Frequently Asked Questions

What is a lump sum investment?

A lump sum investment is a one-time investment of a large amount in a mutual fund or other instrument, as opposed to the staggered monthly approach of SIP. It is suitable when you have a windfall or surplus funds.

Lump sum vs SIP — which is better?

If markets are at a low point, lump sum can outperform SIP. But if markets fall after a lump sum investment, SIP would have been better. For most investors without market timing ability, SIP reduces risk through averaging.

What returns can I expect from a lump sum in equity mutual funds?

Historically, diversified equity mutual funds in India have given 12–15% CAGR over 10+ year periods. However, returns are not guaranteed and depend on market conditions.

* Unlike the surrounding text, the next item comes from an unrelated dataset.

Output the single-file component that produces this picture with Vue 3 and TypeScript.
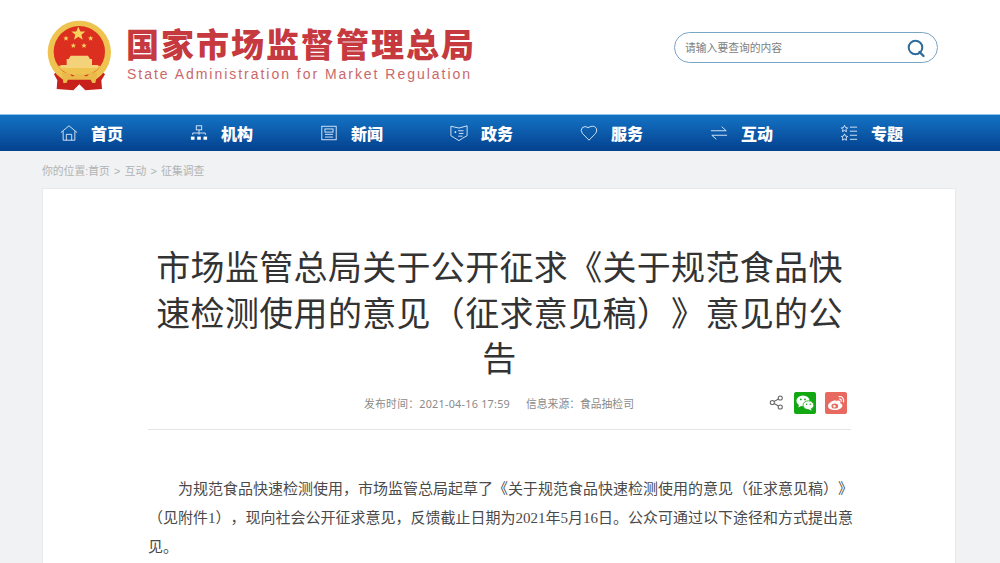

What is the tax on lump sum mutual fund gains?

For equity funds: LTCG (held > 1 year) is taxed at 12.5% above ₹1.25 lakh per year. STCG (held < 1 year) is taxed at 20%. For debt funds: gains are added to income and taxed at your slab rate.

How do I reduce risk in lump sum investments?

You can use Systematic Transfer Plans (STP) — park the lump sum in a liquid/debt fund, then transfer a fixed amount to equity funds each month. This combines the benefits of a lump sum parking with SIP-like averaging.